--- EXERCISE BRIEF ---
From the material below, list every line containing "size".

** Start **

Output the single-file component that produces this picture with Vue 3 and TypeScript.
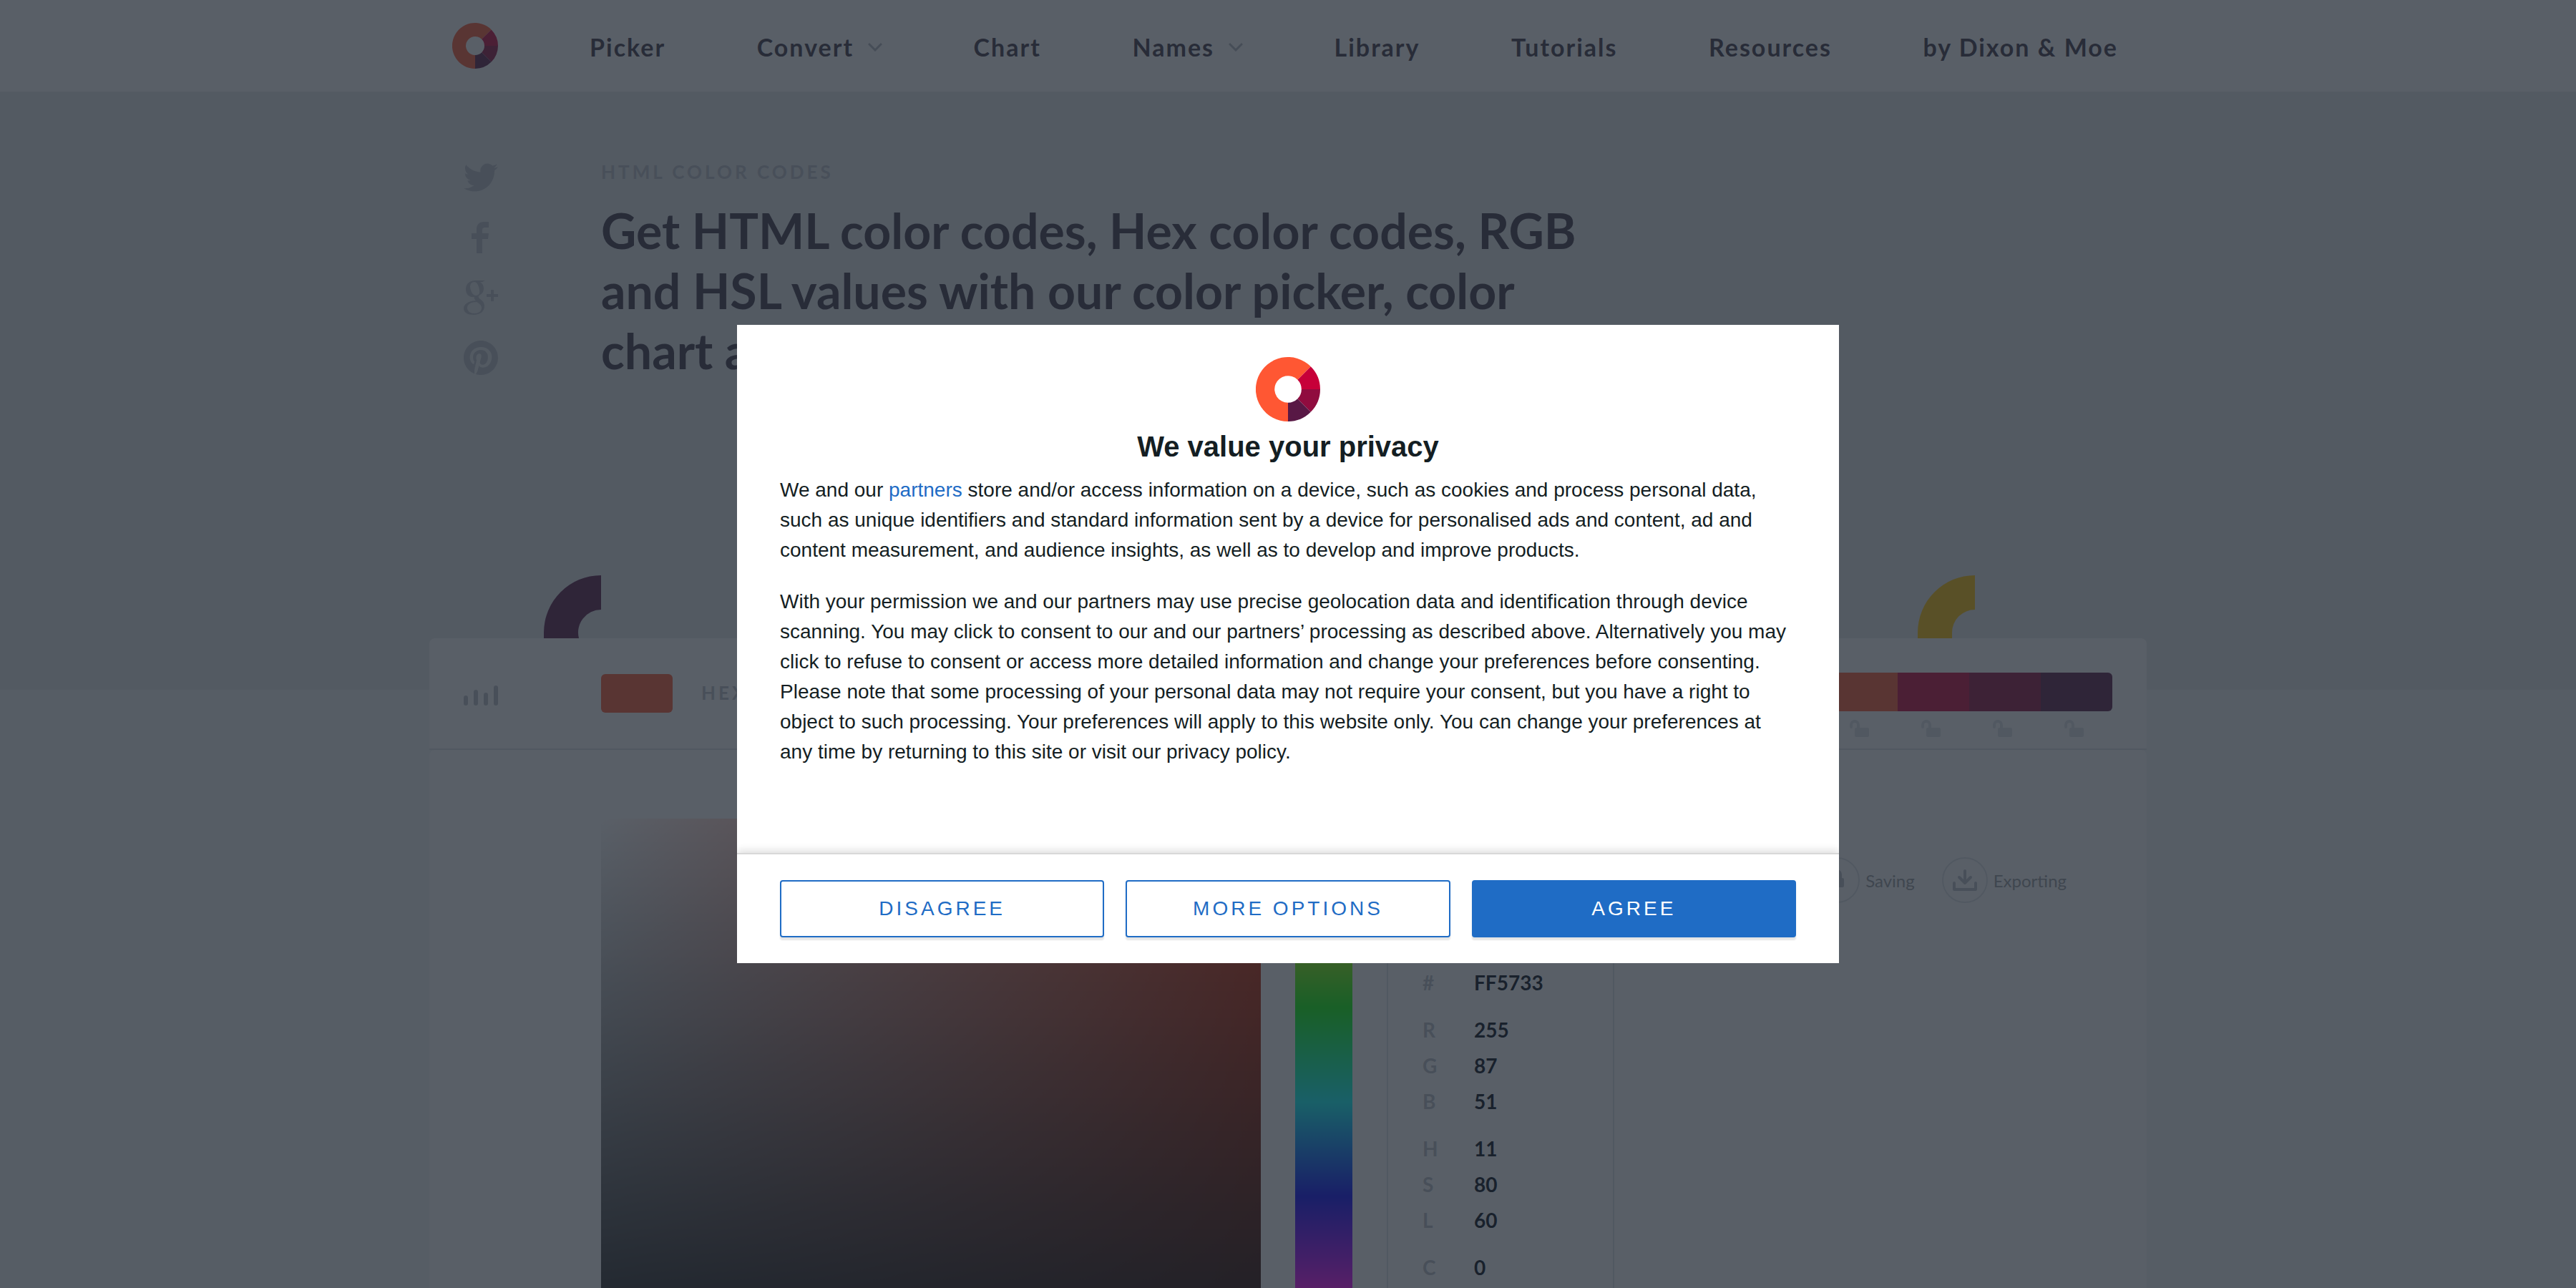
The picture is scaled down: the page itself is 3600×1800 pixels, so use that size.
<script setup lang="ts">
interface NavItem {
  label: string
  menu?: boolean
}

interface Channel {
  id: string
  value: string
}

const navItems: NavItem[] = [
  { label: 'Picker' },
  { label: 'Convert', menu: true },
  { label: 'Chart' },
  { label: 'Names', menu: true },
  { label: 'Library' },
  { label: 'Tutorials' },
  { label: 'Resources' },
  { label: 'by Dixon & Moe' },
]

const palette: string[] = ['#ffc300', '#ff5733', '#c70039', '#900c3f', '#581845']

const channelGroups: Channel[][] = [
  [{ id: '#', value: 'FF5733' }],
  [
    { id: 'R', value: '255' },
    { id: 'G', value: '87' },
    { id: 'B', value: '51' },
  ],
  [
    { id: 'H', value: '11' },
    { id: 'S', value: '80' },
    { id: 'L', value: '60' },
  ],
  [{ id: 'C', value: '0' }],
]
</script>

<template>
  <div class="page">
    <header class="topbar">
      <div class="container topbar-row">
        <a href="#" class="brand" aria-label="Home">
          <svg class="logo" viewBox="0 0 64 64" aria-hidden="true">
            <path fill="#ff5733" d="M32 64A32 32 0 1 1 54.6 9.4L41.2 22.8A13 13 0 1 0 32 45z" />
            <path fill="#c70039" d="M54.6 9.4A32 32 0 0 1 64 32H45A13 13 0 0 0 41.2 22.8z" />
            <path fill="#900c3f" d="M64 32A32 32 0 0 1 54.6 54.6L41.2 41.2A13 13 0 0 0 45 32z" />
            <path fill="#581845" d="M54.6 54.6A32 32 0 0 1 32 64V45A13 13 0 0 0 41.2 41.2z" />
          </svg>
        </a>
        <nav class="nav">
          <a v-for="item in navItems" :key="item.label" href="#">
            {{ item.label }}
            <svg v-if="item.menu" class="chevron" viewBox="0 0 20 12" aria-hidden="true">
              <path d="M1 1l9 9 9-9" />
            </svg>
          </a>
        </nav>
      </div>
    </header>

    <section class="hero">
      <div class="container hero-row">
        <div class="social">
          <a href="#" aria-label="Twitter">
            <svg width="48" height="48" viewBox="0 0 24 24">
              <path d="M23.953 4.57a10 10 0 01-2.825.775 4.958 4.958 0 002.163-2.723c-.951.555-2.005.959-3.127 1.184a4.92 4.92 0 00-8.384 4.482C7.69 8.095 4.067 6.13 1.64 3.162a4.822 4.822 0 00-.666 2.475c0 1.71.87 3.213 2.188 4.096a4.904 4.904 0 01-2.228-.616v.06a4.923 4.923 0 003.946 4.827 4.996 4.996 0 01-2.212.085 4.936 4.936 0 004.604 3.417 9.867 9.867 0 01-6.102 2.105c-.39 0-.779-.023-1.17-.067a13.995 13.995 0 007.557 2.209c9.053 0 13.998-7.496 13.998-13.985 0-.21 0-.42-.015-.63A9.935 9.935 0 0024 4.59z" />
            </svg>
          </a>
          <a href="#" aria-label="Facebook">
            <svg width="48" height="48" viewBox="0 0 48 48">
              <path d="M35 2v8h-5c-3 0-4 1-4 4v4h9l-1 8h-8v20h-8V26h-7v-8h7v-6c0-6 4-10 10-10z" />
            </svg>
          </a>
          <a href="#" aria-label="Google Plus">
            <svg width="48" height="48" viewBox="0 0 48 48">
              <path fill-rule="evenodd" d="M30 0l-4 2h-3c3 2 5 5 5 9 0 5-2 7-5 9-3 2-3 4 0 6 4 3 6 5 6 10 0 7-6 12-15 12C6 48 0 45 0 39c0-6 6-10 17-11-2-2-3-3-2-5C7 24 3 19 3 12 3 5 8 0 16 0zM15 2c-4 0-6 3-6 7 1 7 4 12 8 12 4 0 6-3 5-8-1-7-4-11-7-11zM18 30C9 30 5 34 5 38c0 5 4 8 10 8s10-3 10-8c0-3-2-5-7-8z" />
              <path d="M38 13h4v6h6v4h-6v6h-4v-6h-6v-4h6z" />
            </svg>
          </a>
          <a href="#" aria-label="Pinterest">
            <svg width="48" height="48" viewBox="0 0 24 24">
              <path d="M12 0C5.373 0 0 5.373 0 12c0 5.084 3.163 9.426 7.627 11.174-.105-.949-.2-2.405.042-3.441.218-.937 1.407-5.965 1.407-5.965s-.359-.719-.359-1.782c0-1.668.967-2.914 2.171-2.914 1.023 0 1.518.769 1.518 1.69 0 1.029-.655 2.568-.994 3.995-.283 1.194.599 2.169 1.777 2.169 2.133 0 3.772-2.249 3.772-5.495 0-2.873-2.064-4.882-5.012-4.882-3.414 0-5.418 2.561-5.418 5.207 0 1.031.397 2.138.893 2.738a.36.36 0 01.083.345l-.333 1.36c-.053.22-.174.267-.402.161-1.499-.698-2.436-2.889-2.436-4.649 0-3.785 2.75-7.262 7.929-7.262 4.163 0 7.398 2.967 7.398 6.931 0 4.136-2.607 7.464-6.227 7.464-1.216 0-2.359-.631-2.75-1.378l-.748 2.853c-.271 1.043-1.002 2.35-1.492 3.146C9.57 23.812 10.763 24 12 24c6.627 0 12-5.373 12-12S18.627 0 12 0z" />
            </svg>
          </a>
        </div>
        <div class="intro">
          <p class="eyebrow">HTML COLOR CODES</p>
          <h1>
            Get HTML color codes, Hex color codes, RGB and HSL values with our color picker, color
            chart and HTML color names.
          </h1>
        </div>
      </div>
      <div class="container shapes">
        <svg width="80" height="88" viewBox="0 0 80 88" aria-hidden="true">
          <path fill="#581845" d="M80 0v48a32 32 0 0 0-31 40H0v-8A80 80 0 0 1 80 0z" />
        </svg>
        <svg width="80" height="88" viewBox="0 0 80 88" aria-hidden="true">
          <path fill="#ffc300" d="M80 0v48a32 32 0 0 0-32 32v8H0v-8A80 80 0 0 1 80 0z" />
        </svg>
      </div>
    </section>

    <main class="container tool">
      <div class="panel tool-head">
        <svg class="bars" width="48" height="28" viewBox="0 0 48 28" aria-hidden="true">
          <path d="M3 17v8M17 9v16M31 13v12M45 3v22" />
        </svg>
        <div class="swatch"></div>
        <span class="head-label">HEX</span>
        <div class="palette">
          <div v-for="color in palette" :key="color" class="palette-item">
            <div class="palette-color" :style="{ background: color }"></div>
            <svg width="34" height="24" viewBox="0 0 34 24" aria-hidden="true">
              <path class="shackle" d="M2 10V7a5 5 0 0 1 10 0v5" />
              <rect x="7" y="11" width="20" height="13" rx="2" />
            </svg>
          </div>
        </div>
      </div>
      <div class="panel tool-body">
        <div class="saturation"></div>
        <div class="hue"></div>
        <form class="channels">
          <div v-for="(group, g) in channelGroups" :key="g" class="channel-group">
            <label v-for="channel in group" :key="channel.id">
              <span>{{ channel.id }}</span>
              <input type="text" :value="channel.value" />
            </label>
          </div>
        </form>
        <div class="actions">
          <a href="#">
            <span class="round">
              <svg width="36" height="36" viewBox="0 0 36 36">
                <rect x="8" y="15" width="20" height="13" rx="2" />
                <path class="stroke" d="M13 16v-6a5 5 0 0 1 10 0v6" />
              </svg>
            </span>
            Saving
          </a>
          <a href="#">
            <span class="round">
              <svg width="36" height="36" viewBox="0 0 36 36">
                <path class="stroke" d="M18 5v17M10 14l8 8 8-8M3 22v9h30v-9" />
              </svg>
            </span>
            Exporting
          </a>
        </div>
      </div>
    </main>

    <div class="overlay">
      <div class="dialog" role="dialog" aria-labelledby="consent-title">
        <div class="dialog-body">
          <svg class="dialog-logo" viewBox="0 0 64 64" aria-hidden="true">
            <path fill="#ff5733" d="M32 64A32 32 0 1 1 54.6 9.4L41.5 22.5A13.4 13.4 0 1 0 32 45.4z" />
            <path fill="#c70039" d="M54.6 9.4A32 32 0 0 1 64 32H45.4A13.4 13.4 0 0 0 41.5 22.5z" />
            <path fill="#900c3f" d="M64 32A32 32 0 0 1 54.6 54.6L41.5 41.5A13.4 13.4 0 0 0 45.4 32z" />
            <path fill="#581845" d="M54.6 54.6A32 32 0 0 1 32 64V45.4A13.4 13.4 0 0 0 41.5 41.5z" />
          </svg>
          <h2 id="consent-title">We value your privacy</h2>
          <p>
            We and our <a href="#">partners</a> store and/or access information on a device, such as
            cookies and process personal data, such as unique identifiers and standard information
            sent by a device for personalised ads and content, ad and content measurement, and
            audience insights, as well as to develop and improve products.
          </p>
          <p>
            With your permission we and our partners may use precise geolocation data and
            identification through device scanning. You may click to consent to our and our
            partners’ processing as described above. Alternatively you may click to refuse to
            consent or access more detailed information and change your preferences before
            consenting. Please note that some processing of your personal data may not require your
            consent, but you have a right to object to such processing. Your preferences will apply
            to this website only. You can change your preferences at any time by returning to this
            site or visit our privacy policy.
          </p>
        </div>
        <div class="dialog-actions">
          <button type="button">DISAGREE</button>
          <button type="button">MORE OPTIONS</button>
          <button type="button" class="primary">AGREE</button>
        </div>
      </div>
    </div>
  </div>
</template>

<style>
body {
  margin: 0;
  background: #f2f5f8;
}
</style>

<style scoped>
.page {
  height: 100vh;
  overflow: hidden;
  font-family: Lato, sans-serif;
  color: #3d3544;
}

.page * {
  box-sizing: border-box;
}

a {
  color: inherit;
  text-decoration: none;
}

svg {
  display: block;
  flex: none;
}

.container {
  width: 100%;
  max-width: 2400px;
  margin: 0 auto;
}

.topbar {
  background: #fff;
}

.topbar-row {
  display: flex;
  align-items: center;
  height: 128px;
  padding: 0 40px 0 32px;
}

.logo {
  width: 64px;
  height: 64px;
}

.nav {
  flex: 1;
  display: flex;
  justify-content: space-between;
  margin-left: 128px;
  padding-top: 4px;
  font-size: 34px;
  font-weight: 700;
  line-height: 40px;
  letter-spacing: 2px;
}

.nav a {
  display: flex;
  align-items: center;
  gap: 20px;
  white-space: nowrap;
}

.chevron {
  width: 20px;
  height: 12px;
  fill: none;
  stroke: #b4b8c0;
  stroke-width: 3;
}

.hero {
  background: #e5e9ec;
  padding: 96px 0 72px;
}

.hero-row {
  display: flex;
  height: 580px;
}

.social {
  display: flex;
  flex-direction: column;
  gap: 36px;
  width: 240px;
  padding-left: 48px;
  fill: #bcc0c7;
}

.intro {
  width: 1400px;
}

.eyebrow {
  margin: 0;
  font-size: 26px;
  font-weight: 700;
  line-height: 32px;
  letter-spacing: 4px;
  color: #bcc0c7;
}

h1 {
  margin: 24px 0 0;
  font-size: 68px;
  font-weight: 700;
  line-height: 84px;
}

.shapes {
  display: flex;
  justify-content: space-between;
  padding: 0 240px 0 160px;
}

.tool {
  position: relative;
  margin-top: -72px;
}

.panel {
  background: #fff;
  border-radius: 8px;
}

.tool-head {
  display: flex;
  align-items: flex-start;
  height: 156px;
  padding: 48px 48px 0;
  border-bottom: 2px solid #e0e4e8;
  border-radius: 8px 8px 0 0;
}

.bars {
  margin-top: 18px;
  fill: none;
  stroke: #bcc0c7;
  stroke-width: 6;
  stroke-linecap: round;
}

.swatch {
  width: 100px;
  height: 54px;
  margin: 2px 40px 0 144px;
  border-radius: 6px;
  background: #ff5733;
}

.head-label {
  margin-top: 12px;
  font-size: 26px;
  font-weight: 700;
  line-height: 32px;
  letter-spacing: 4px;
  color: #bcc0c7;
}

.palette {
  display: flex;
  margin-left: auto;
}

.palette-item {
  display: flex;
  flex-direction: column;
  gap: 12px;
  align-items: center;
  width: 100px;
  fill: #e0e4e8;
}

.palette-color {
  width: 100%;
  height: 54px;
}

.palette-item:first-child .palette-color {
  border-radius: 6px 0 0 6px;
}

.palette-item:last-child .palette-color {
  border-radius: 0 6px 6px 0;
}

.shackle {
  fill: none;
  stroke: #e0e4e8;
  stroke-width: 4;
  stroke-linecap: round;
}

.tool-body {
  display: flex;
  padding: 96px 112px 48px 240px;
}

.saturation {
  flex: 1;
  height: 792px;
  border-radius: 6px;
  background: linear-gradient(to top, #000, transparent), linear-gradient(to right, #fff, #ff2f00);
}

.hue {
  width: 80px;
  height: 792px;
  margin: 0 48px;
  background: linear-gradient(#f00, #ff0, #0f0, #0ff, #00f, #f0f, #f00);
}

.channels {
  width: 318px;
  padding: 204px 0 0 48px;
  border: solid #e0e4e8;
  border-width: 0 2px;
}

.channel-group {
  margin-bottom: 16px;
}

.channels label {
  display: flex;
  align-items: center;
  height: 50px;
  font-size: 28px;
  font-weight: 700;
  color: #bcc0c7;
}

.channels span {
  width: 72px;
}

.channels input {
  width: 160px;
  padding: 0;
  border: 0;
  background: none;
  font: inherit;
  color: #000814;
}

.actions {
  display: flex;
  align-items: flex-start;
  justify-content: flex-end;
  gap: 38px;
  width: 632px;
  padding-top: 54px;
  font-size: 24px;
  color: #999da0;
}

.actions a {
  display: flex;
  align-items: center;
  gap: 8px;
}

.round {
  display: flex;
  align-items: center;
  justify-content: center;
  width: 64px;
  height: 64px;
  border: 2px solid #e0e4e8;
  border-radius: 50%;
  fill: #bcc0c7;
}

.stroke {
  fill: none;
  stroke: #bcc0c7;
  stroke-width: 4;
  stroke-linecap: round;
  stroke-linejoin: round;
}

.overlay {
  position: fixed;
  inset: 0;
  display: flex;
  align-items: center;
  justify-content: center;
  background: rgba(33, 41, 52, 0.75);
  font-family: "Liberation Sans", Arial, sans-serif;
}

.dialog {
  width: 1540px;
  max-width: 100%;
  background: #fff;
  color: #141e23;
}

.dialog-body {
  padding: 45px 60px 120px;
}

.dialog-logo {
  width: 90px;
  height: 90px;
  margin: 0 auto 5px;
}

h2 {
  margin: 0 0 10px;
  font-size: 40px;
  line-height: 60px;
  text-align: center;
}

.dialog p {
  margin: 0;
  font-size: 28px;
  line-height: 42px;
}

.dialog p + p {
  margin-top: 30px;
}

.dialog p a {
  color: #1f6cc5;
}

.dialog-actions {
  display: flex;
  gap: 30px;
  padding: 36px 60px;
  border-top: 2px solid #d8d8d8;
  box-shadow: 0 -4px 10px rgba(0, 0, 0, 0.12);
  clip-path: inset(-20px 0 0 0);
}

button {
  flex: 1;
  height: 80px;
  padding: 0;
  border: 2px solid #1f6cc5;
  border-radius: 4px;
  background: #fff;
  box-shadow: 0 4px 2px rgba(0, 0, 0, 0.1);
  font: inherit;
  font-size: 28px;
  letter-spacing: 4px;
  color: #1f6cc5;
}

button.primary {
  background: #1f6cc5;
  color: #fff;
}
</style>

** End **

--- RIGHT ANSWER ---
The picture is scaled down: the page itself is 3600×1800 pixels, so use that size.
  font-size: 34px;
  font-size: 26px;
  font-size: 68px;
  font-size: 26px;
  font-size: 28px;
  font-size: 24px;
  font-size: 40px;
  font-size: 28px;
  font-size: 28px;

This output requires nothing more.